JOB
Copy exactly the lines that run from the top of the listing to the line containing "</template>", both ends included, and omit the pictures.

DATA EXTRACT
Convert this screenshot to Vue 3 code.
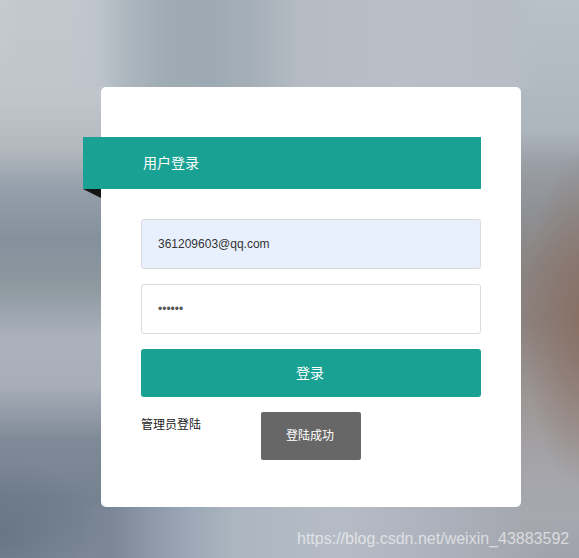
<script setup>
const email = '361209603@qq.com'
const password = '123456'
</script>

<template>
  <main class="page">
    <section class="card">
      <h1 class="ribbon">用户登录</h1>
      <form class="form" @submit.prevent>
        <input class="field filled" type="text" :value="email" />
        <input class="field" type="password" :value="password" />
        <button class="submit" type="submit">登录</button>
      </form>
      <div class="extras">
        <a class="admin">管理员登陆</a>
        <div class="toast">登陆成功</div>
      </div>
    </section>
    <span class="watermark">https://blog.csdn.net/weixin_43883592</span>
  </main>
</template>

<style scoped>
.page {
  position: relative;
  box-sizing: border-box;
  width: 579px;
  height: 558px;
  padding: 87px 0 0 101px;
  overflow: hidden;
  font-family: "Liberation Sans", "Noto Sans CJK SC", sans-serif;
  background-color: #a9b0ba;
  background-repeat: no-repeat;
  background-image:
    linear-gradient(to right, rgba(188, 196, 202, 0) 70px, #bcc4ca 100px, #abb5bd 130px, #9eabb3 170px, #9daab3 210px, #a5afb7 250px, #b4bbc3 300px, #b8bfc7 400px, #b6bdc5 515px, rgba(182, 189, 197, 0) 540px),
    linear-gradient(to right, rgba(120, 133, 147, 0) 80px, #7a8696 110px, #8d99a9 150px, #9ca8b7 190px, #acb6c0 235px, #b6bcc6 340px, #abb0ba 450px, #a6a8b0 515px, rgba(166, 168, 176, 0) 550px),
    radial-gradient(ellipse 60px 170px at 584px 320px, rgba(136, 108, 96, 0.85), rgba(136, 108, 96, 0) 100%),
    radial-gradient(ellipse 110px 75px at 0 535px, rgba(95, 108, 122, 0.65), rgba(95, 108, 122, 0) 100%),
    radial-gradient(ellipse 22px 60px at 0 15px, rgba(197, 204, 204, 0.7), rgba(197, 204, 204, 0) 100%),
    linear-gradient(to bottom, #c3c8cf 0, #c0c5cc 100px, #b2b8be 150px, #939eaa 190px, #84909c 240px, #8d989f 285px, #acb2bc 340px, #a8aeb8 385px, #7f8a98 440px, #75828f 500px, #7f8b9b 558px),
    linear-gradient(to bottom, #b8c0c8 0, #adb5bd 130px, #999ea5 165px, #8f9195 210px, #8a8380 270px, #8b807c 320px, #9d9796 400px, #a5a5aa 470px, #a6a8b0 520px, #a0a2ab 558px);
  background-position: 0 0, 0 507px, 0 0, 0 0, 0 0, 0 0, right 0 top 0;
  background-size: 100% 87px, 100% 51px, 100% 100%, 100% 100%, 100% 100%, 110px 100%, 70px 100%;
}

.card {
  box-sizing: border-box;
  width: 420px;
  height: 420px;
  padding: 50px 40px 0;
  background: #fff;
  border-radius: 5px;
}

.ribbon {
  position: relative;
  box-sizing: border-box;
  height: 52px;
  margin: 0 0 30px -58px;
  padding-left: 60px;
  background: #19a193;
  color: #fff;
  font-size: 14px;
  font-weight: 400;
  line-height: 52px;
}

.ribbon::after {
  content: "";
  position: absolute;
  left: 0;
  top: 100%;
  border-top: 9px solid #151515;
  border-left: 18px solid transparent;
}

.form {
  display: flex;
  flex-direction: column;
  gap: 15px;
}

.field {
  box-sizing: border-box;
  width: 340px;
  height: 50px;
  padding: 0 16px;
  border: 1px solid #dcdcdc;
  border-radius: 3px;
  background: #fff;
  color: #555;
  font-family: inherit;
  font-size: 12px;
  outline: none;
}

.filled {
  background: #e8f0fe;
  color: #333;
}

.submit {
  height: 48px;
  border: 0;
  border-radius: 3px;
  padding: 0 2px 2px 0;
  background: #19a193;
  color: #fff;
  font-family: inherit;
  font-size: 14px;
}

.extras {
  display: flex;
  align-items: flex-start;
  gap: 60px;
  margin-top: 15px;
}

.admin {
  margin-top: 6px;
  color: #222;
  font-size: 12px;
  line-height: 14px;
}

.toast {
  box-sizing: border-box;
  width: 100px;
  height: 48px;
  padding-right: 2px;
  border-radius: 2px;
  background: #676767;
  color: #fff;
  font-size: 12px;
  line-height: 48px;
  text-align: center;
}

.watermark {
  position: absolute;
  left: 297px;
  top: 529px;
  color: rgba(255, 255, 255, 0.6);
  font-size: 16px;
  line-height: 20px;
}
</style>
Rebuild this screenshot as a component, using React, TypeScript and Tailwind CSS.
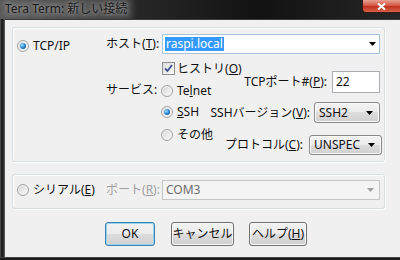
import React from 'react';

const Radio: React.FC<{ checked?: boolean }> = ({ checked }) => (
  <span className="flex h-[12px] w-[12px] shrink-0 items-center justify-center rounded-full border border-[#a2a2a2] bg-[linear-gradient(135deg,#d4d4d4,#fdfdfd)] shadow-[inset_0_0_0_1px_#f4f4f4]">
    {checked && (
      <span className="h-[6px] w-[6px] rounded-full bg-[radial-gradient(circle_at_35%_35%,#a8e4ff,#1f7bc8_55%,#0c3d70)]" />
    )}
  </span>
);

const Arrow: React.FC<{ gray?: boolean }> = ({ gray }) => (
  <svg width="7" height="4" viewBox="0 0 7 4" className="shrink-0">
    <path d="M0 0H7L3.5 4Z" fill={gray ? '#a0a0a0' : '#000'} />
  </svg>
);

const Key: React.FC<{ k: string }> = ({ k }) => (
  <span>
    (<u className="underline-offset-1">{k}</u>)
  </span>
);

const Dropdown: React.FC<{ value: string; width: string }> = ({ value, width }) => (
  <div
    className={`flex h-full ${width} items-center justify-between rounded-[3px] border border-[#8a8a8a] bg-[linear-gradient(#f3f3f3,#ebebeb_50%,#dddddd_50%,#d0d0d0)] pl-[4px] pr-[6px] shadow-[inset_0_0_0_1px_#fafafa]`}
  >
    <span>{value}</span>
    <Arrow />
  </div>
);

const Button: React.FC<{ children: React.ReactNode; width: string; primary?: boolean }> = ({
  children,
  width,
  primary,
}) => (
  <button
    className={`flex h-full ${width} items-center justify-center rounded-[3px] border bg-[linear-gradient(#f2f2f2,#ebebeb_50%,#dddddd_50%,#cfcfcf)] ${
      primary
        ? 'border-[#3c7fb1] shadow-[inset_0_0_0_1px_#98d4f2]'
        : 'border-[#707070] shadow-[inset_0_0_0_1px_#f8f8f8]'
    }`}
  >
    {children}
  </button>
);

export default function App() {
  return (
    <div
      className="flex h-[260px] w-[400px] flex-col overflow-hidden bg-[#1c1c1c] text-[12px] leading-[14px] text-[#111]"
      style={{ fontFamily: '"Noto Sans", "Noto Sans CJK JP", sans-serif' }}
    >
      {/* title bar */}
      <div className="flex h-[19px] shrink-0 items-start justify-between bg-[linear-gradient(90deg,#505050,#2a2a2a_30%,#121212_65%,#262626)]">
        <span className="mt-[2px] ml-[4px] bg-[#777]/50 px-[1px] text-[#1a1a1a] shadow-[0_0_6px_4px_rgba(120,120,120,0.5)] [text-shadow:0_0_4px_#bdbdbd]">
          Tera Term: 新しい接続
        </span>
        <div className="flex h-[13px] w-[38px] items-center justify-center rounded-bl-[4px] border-b border-l border-[#3a1a14] bg-[linear-gradient(#e9a193,#d45a46_45%,#c0321f_55%,#d9624a)]">
          <svg width="9" height="7" viewBox="0 0 9 7">
            <path d="M1 0.5L8 6.5M8 0.5L1 6.5" stroke="#fff" strokeWidth="2" />
          </svg>
        </div>
      </div>

      <div className="flex flex-1">
        <div className="w-[5px] shrink-0 bg-[linear-gradient(90deg,#5a5a5a,#232323_30%,#1a1a1a_60%,#6a6a6a)]" />

        {/* client */}
        <div className="flex flex-1 flex-col border-t border-[#3a3a3a] bg-[#f0f0f0] pt-[7px] pl-[7px]">
          {/* TCP/IP group */}
          <div className="flex h-[135px] w-[373px] rounded-[3px] border border-[#d5dfe5] shadow-[inset_1px_1px_0_#fff,1px_1px_0_#fff]">
            <div className="w-[93px] shrink-0 pt-[11px] pl-[4px]">
              <div className="flex h-[14px] items-center gap-[4px]">
                <Radio checked />
                <span>TCP/IP</span>
              </div>
            </div>

            <div className="flex w-[56px] shrink-0 flex-col pt-[6px]">
              <div className="flex h-[20px] items-center whitespace-nowrap">
                ホスト<Key k="T" />:
              </div>
              <div className="mt-[29px] flex h-[14px] items-center whitespace-nowrap">サービス:</div>
            </div>

            <div className="flex w-[218px] shrink-0 flex-col pt-[6px]">
              <div className="flex h-[20px] items-center justify-between border border-[#a9c3de] bg-white pr-[3px] pl-[2px]">
                <span className="bg-[#3399ff] px-[1px] text-white">raspi.local</span>
                <Arrow />
              </div>

              <div className="flex">
                <div className="flex w-[48px] shrink-0 flex-col whitespace-nowrap">
                  <div className="mt-[8px] flex h-[13px] items-center gap-[2px]">
                    <span className="flex h-[13px] w-[13px] shrink-0 items-center justify-center border border-[#8e8f8f] bg-[linear-gradient(135deg,#dcdcdc,#fbfbfb)]">
                      <svg width="9" height="9" viewBox="0 0 9 9">
                        <path d="M1 4.5L3.5 7L8 1" stroke="#3c4f8f" strokeWidth="1.8" fill="none" />
                      </svg>
                    </span>
                    <span>
                      ヒストリ<Key k="O" />
                    </span>
                  </div>
                  <div className="mt-[8px] flex h-[15px] items-center gap-[4px] -ml-[1px]">
                    <Radio />
                    <span>
                      Te<u>l</u>net
                    </span>
                  </div>
                  <div className="mt-[6px] flex h-[15px] items-center gap-[4px] -ml-[1px]">
                    <Radio checked />
                    <span>
                      <u>S</u>SH
                    </span>
                  </div>
                  <div className="mt-[8px] flex h-[15px] items-center gap-[4px] -ml-[1px]">
                    <Radio />
                    <span>その他</span>
                  </div>
                </div>

                <div className="flex w-[170px] shrink-0 flex-col whitespace-nowrap">
                  <div className="mt-[17px] flex h-[22px] items-center justify-end gap-[5px]">
                    <span>
                      TCPポート#<Key k="P" />:
                    </span>
                    <div className="flex h-full w-[48px] items-center border border-[#abadb3] bg-white pl-[3px]">
                      22
                    </div>
                  </div>
                  <div className="mt-[9px] flex h-[21px] items-center justify-end gap-[4px]">
                    <span>
                      SSHバージョン<Key k="V" />:
                    </span>
                    <Dropdown value="SSH2" width="w-[66px]" />
                  </div>
                  <div className="mt-[12px] -mr-[2px] flex h-[20px] items-center justify-end gap-[6px]">
                    <span>
                      プロトコル<Key k="C" />:
                    </span>
                    <Dropdown value="UNSPEC" width="w-[73px]" />
                  </div>
                </div>
              </div>
            </div>
          </div>

          {/* serial group */}
          <div className="mt-[12px] flex h-[35px] w-[373px] items-start rounded-[3px] border border-[#d5dfe5] pt-[5px] shadow-[inset_1px_1px_0_#fff,1px_1px_0_#fff]">
            <div className="flex h-[20px] w-[93px] shrink-0 items-center gap-[4px] pl-[4px]">
              <Radio />
              <span>
                シリアル<Key k="E" />
              </span>
            </div>
            <div className="flex h-[20px] w-[56px] shrink-0 items-center whitespace-nowrap text-[#a0a0a0]">
              ポート<Key k="R" />:
            </div>
            <div className="flex h-[20px] w-[218px] shrink-0 items-center justify-between border border-[#c6c6c6] bg-[#f4f4f4] pr-[5px] pl-[3px] text-[#6d6d6d]">
              <span>COM3</span>
              <Arrow gray />
            </div>
          </div>

          {/* buttons */}
          <div className="mt-[13px] flex h-[24px] pl-[93px]">
            <Button width="w-[50px]" primary>
              OK
            </Button>
            <div className="w-[16px]" />
            <Button width="w-[63px]">キャンセル</Button>
            <div className="w-[15px]" />
            <Button width="w-[58px]">
              ヘルプ<Key k="H" />
            </Button>
          </div>
        </div>
      </div>

      <div className="h-[3px] shrink-0 border-t border-[#444] bg-[#1c1c1c]" />
    </div>
  );
}
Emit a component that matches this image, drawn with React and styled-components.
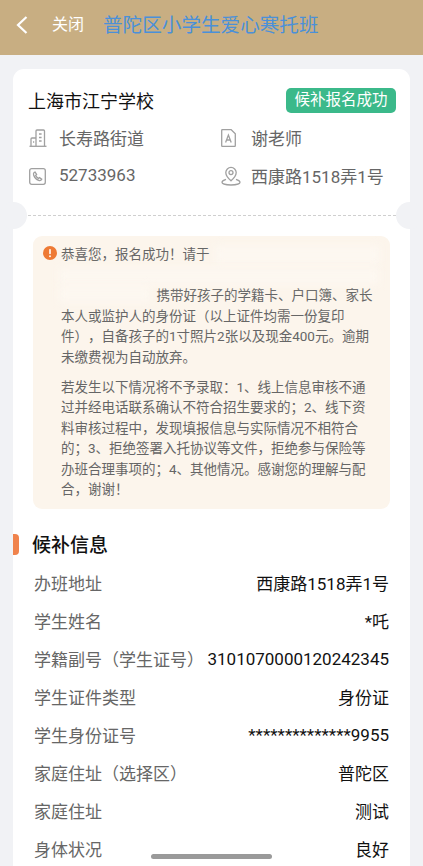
import React from 'react';
import styled, { createGlobalStyle } from 'styled-components';

const GlobalStyle = createGlobalStyle`
  html, body {
    margin: 0;
    padding: 0;
    height: 866px;
    overflow: hidden;
    background: #f1f2f5;
    font-family: Roboto, "Noto Sans CJK SC", sans-serif;
    text-spacing-trim: space-all;
  }
`;

const Page = styled.div`
  position: relative;
  width: 423px;
  height: 866px;
  overflow: hidden;
`;

const Header = styled.header`
  height: 55px;
  background: #c8ae82;
  display: flex;
  align-items: center;
  padding: 0 0 9px 16px;
  box-sizing: border-box;
`;

const BackButton = styled.span`
  display: flex;
  width: 14px;
  margin-right: 22px;
  padding-top: 4px;
`;

const CloseText = styled.span`
  font-size: 16px;
  color: #fff;
  margin-right: 19px;
`;

const HeaderTitle = styled.h1`
  margin: 0;
  font-size: 19.6px;
  font-weight: 400;
  color: #4a90d9;
`;

const Card = styled.main`
  position: relative;
  margin: 14px 13px 0;
  background: #fff;
  border-radius: 11px 11px 0 0;
  padding-top: 19px;
`;

const SchoolRow = styled.div`
  display: flex;
  justify-content: space-between;
  align-items: center;
  padding: 0 14px 0 15px;
  height: 25px;
`;

const SchoolName = styled.h2`
  margin: 0 0 2px;
  font-size: 18px;
  font-weight: 400;
  color: #111;
`;

const Badge = styled.span`
  width: 110px;
  height: 25px;
  line-height: 25px;
  text-align: center;
  border-radius: 5px;
  background: #3bb98a;
  color: #fff;
  font-size: 15.5px;
`;

const InfoGrid = styled.div`
  display: grid;
  grid-template-columns: 192px 1fr;
  grid-auto-rows: 38px;
  padding: 6px 0 0 16px;
  height: 102px;
  box-sizing: border-box;
`;

const InfoItem = styled.div`
  display: flex;
  align-items: center;
  color: #666;
  font-size: 17px;
`;

const InfoIcon = styled.span`
  display: flex;
  width: ${(p) => p.$w}px;
  margin-right: ${(p) => p.$gap}px;
`;

const InfoText = styled.span`
  margin-bottom: 2px;
`;

const Divider = styled.div`
  position: relative;
  height: 0;
  margin: 0 14px 0 15px;
  border-top: 1px dashed #cfcfcf;
`;

const Notch = styled.span`
  position: absolute;
  top: -14px;
  ${(p) => (p.$side === 'left' ? 'left: -28px;' : 'right: -27px;')}
  width: 27px;
  height: 27px;
  border-radius: 50%;
  background: #f1f2f5;
`;

const Notice = styled.section`
  position: relative;
  margin: 20px 20px 0;
  padding: 8px 14px 9px 28px;
  background: #fcf5ec;
  border-radius: 9px;
  font-size: 13.5px;
  line-height: 20.5px;
  color: #666;
`;

const NoticeIcon = styled.span`
  position: absolute;
  left: 10px;
  top: 10px;
  display: flex;
`;

const NoticePara = styled.p`
  margin: 0 0 9.5px;
  &:last-child {
    margin-bottom: 0;
  }
`;

const Indent = styled.span`
  display: inline-block;
  width: 95.5px;
`;

// the blurred-out part of the message
const Smudge = styled.span`
  position: absolute;
  left: ${(p) => p.$left}px;
  top: ${(p) => p.$top}px;
  width: ${(p) => p.$width}px;
  height: ${(p) => p.$height}px;
  background: #fdf8f1;
  filter: blur(4px);
`;

const SectionHead = styled.div`
  display: flex;
  align-items: center;
  margin-top: 25px;
  height: 21px;
`;

const SectionMark = styled.span`
  width: 6px;
  height: 21px;
  border-radius: 0 4px 4px 0;
  background: #f0834c;
  margin-right: 13px;
`;

const SectionTitle = styled.h3`
  margin: 0 0 1px;
  font-size: 19px;
  font-weight: 500;
  color: #111;
`;

const Rows = styled.div`
  margin-top: 9px;
  padding: 0 21px;
`;

const Row = styled.div`
  display: flex;
  justify-content: space-between;
  align-items: center;
  height: 38px;
  font-size: 17px;
`;

const RowLabel = styled.span`
  color: #666;
`;

const RowValue = styled.span`
  color: #111;
`;

const HomeBar = styled.div`
  position: absolute;
  left: 151px;
  bottom: 7px;
  width: 121px;
  height: 5px;
  border-radius: 3px;
  background: #9a9a9a;
`;

const stroke = { fill: 'none', stroke: '#a0a0a0', strokeWidth: 1.3 };

const BuildingIcon = () => (
  <svg width="18" height="18" viewBox="0 0 18 18" {...stroke}>
    <path d="M0.5 17.3H17.5" />
    <path d="M7 17V2a1 1 0 0 1 1-1h6.5a1 1 0 0 1 1 1V17" />
    <path d="M7 9H3a1 1 0 0 0-1 1v7" />
    <path d="M10 5H12.6M10 8.5H12.6M10 12H12.6M4 13H5.2" />
  </svg>
);

const ContactIcon = () => (
  <svg width="15" height="18" viewBox="0 0 15 18" {...stroke}>
    <path d="M0.7 1.5a1 1 0 0 1 1-1H10L14.3 4.8V16.5a1 1 0 0 1-1 1H1.7a1 1 0 0 1-1-1Z" />
    <path d="M4.6 13.5L7.4 6L10.2 13.5M5.6 11H9.2" />
  </svg>
);

const PhoneIcon = () => (
  <svg width="17" height="17" viewBox="0 0 17 17" {...stroke}>
    <rect x="0.7" y="0.7" width="15.6" height="15.6" rx="2" />
    <path d="M5 4.6c-.6.6-.7 1.5-.3 2.6.8 2.2 2.8 4.4 5 5.2 1 .4 1.8.2 2.4-.4l.6-.8-2.2-1.6-1 .8c-1.2-.6-2.2-1.7-2.8-3l.9-.9-1.5-2.4Z" />
  </svg>
);

const PinIcon = () => (
  <svg width="20" height="20" viewBox="0 0 20 20" {...stroke}>
    <path d="M10 14.8C7.2 12.4 4.8 9.8 4.8 6.6a5.2 5.2 0 0 1 10.4 0c0 3.2-2.4 5.8-5.2 8.2Z" />
    <circle cx="10" cy="6.6" r="2" />
    <path d="M5 13.4C2.6 14.2 1 15.2 1 16.3c0 1.5 4 2.7 9 2.7s9-1.2 9-2.7c0-1.1-1.6-2.1-4-2.9" />
  </svg>
);

const AlertIcon = () => (
  <svg width="14" height="14" viewBox="0 0 14 14">
    <circle cx="7" cy="7" r="7" fill="#ee7a35" />
    <rect x="6.2" y="3" width="1.6" height="5.2" rx="0.8" fill="#fff" />
    <circle cx="7" cy="10.2" r="0.95" fill="#fff" />
  </svg>
);

const details = [
  ['办班地址', '西康路1518弄1号'],
  ['学生姓名', '*吒'],
  ['学籍副号（学生证号）', '3101070000120242345'],
  ['学生证件类型', '身份证'],
  ['学生身份证号', '**************9955'],
  ['家庭住址（选择区）', '普陀区'],
  ['家庭住址', '测试'],
  ['身体状况', '良好'],
];

export default function App() {
  return (
    <Page>
      <GlobalStyle />
      <Header>
        <BackButton>
          <svg width="12" height="18" viewBox="0 0 12 18" fill="none" stroke="#fff" strokeWidth="2.2">
            <path d="M10.5 1L2 9L10.5 17" />
          </svg>
        </BackButton>
        <CloseText>关闭</CloseText>
        <HeaderTitle>普陀区小学生爱心寒托班</HeaderTitle>
      </Header>
      <Card>
        <SchoolRow>
          <SchoolName>上海市江宁学校</SchoolName>
          <Badge>候补报名成功</Badge>
        </SchoolRow>
        <InfoGrid>
          <InfoItem>
            <InfoIcon $w={18} $gap={12}><BuildingIcon /></InfoIcon>
            <InfoText>长寿路街道</InfoText>
          </InfoItem>
          <InfoItem>
            <InfoIcon $w={15} $gap={15}><ContactIcon /></InfoIcon>
            <InfoText>谢老师</InfoText>
          </InfoItem>
          <InfoItem>
            <InfoIcon $w={17} $gap={13}><PhoneIcon /></InfoIcon>
            <InfoText>52733963</InfoText>
          </InfoItem>
          <InfoItem>
            <InfoIcon $w={20} $gap={10}><PinIcon /></InfoIcon>
            <InfoText>西康路1518弄1号</InfoText>
          </InfoItem>
        </InfoGrid>
        <Divider>
          <Notch $side="left" />
          <Notch $side="right" />
        </Divider>
        <Notice>
          <NoticeIcon><AlertIcon /></NoticeIcon>
          <Smudge $left={182} $top={10} $width={165} $height={18} />
          <Smudge $left={26} $top={32} $width={320} $height={16} />
          <Smudge $left={26} $top={50} $width={92} $height={16} />
          <NoticePara>
            恭喜您，报名成功！请于
            <br />
            <br />
            <Indent />携带好孩子的学籍卡、户口簿、家长本人或监护人的身份证（以上证件均需一份复印件），自备孩子的1寸照片2张以及现金400元。逾期未缴费视为自动放弃。
          </NoticePara>
          <NoticePara>
            若发生以下情况将不予录取：1、线上信息审核不通过并经电话联系确认不符合招生要求的；2、线下资料审核过程中，发现填报信息与实际情况不相符合的；3、拒绝签署入托协议等文件，拒绝参与保险等办班合理事项的；4、其他情况。感谢您的理解与配合，谢谢！
          </NoticePara>
        </Notice>
        <SectionHead>
          <SectionMark />
          <SectionTitle>候补信息</SectionTitle>
        </SectionHead>
        <Rows>
          {details.map(([label, value]) => (
            <Row key={label}>
              <RowLabel>{label}</RowLabel>
              <RowValue>{value}</RowValue>
            </Row>
          ))}
        </Rows>
      </Card>
      <HomeBar />
    </Page>
  );
}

PROBLEM SOLUTION
Convert this screenshot to Vue 3 code.
<script setup>
const email = '361209603@qq.com'
const password = '123456'
</script>

<template>
  <main class="page">
    <section class="card">
      <h1 class="ribbon">用户登录</h1>
      <form class="form" @submit.prevent>
        <input class="field filled" type="text" :value="email" />
        <input class="field" type="password" :value="password" />
        <button class="submit" type="submit">登录</button>
      </form>
      <div class="extras">
        <a class="admin">管理员登陆</a>
        <div class="toast">登陆成功</div>
      </div>
    </section>
    <span class="watermark">https://blog.csdn.net/weixin_43883592</span>
  </main>
</template>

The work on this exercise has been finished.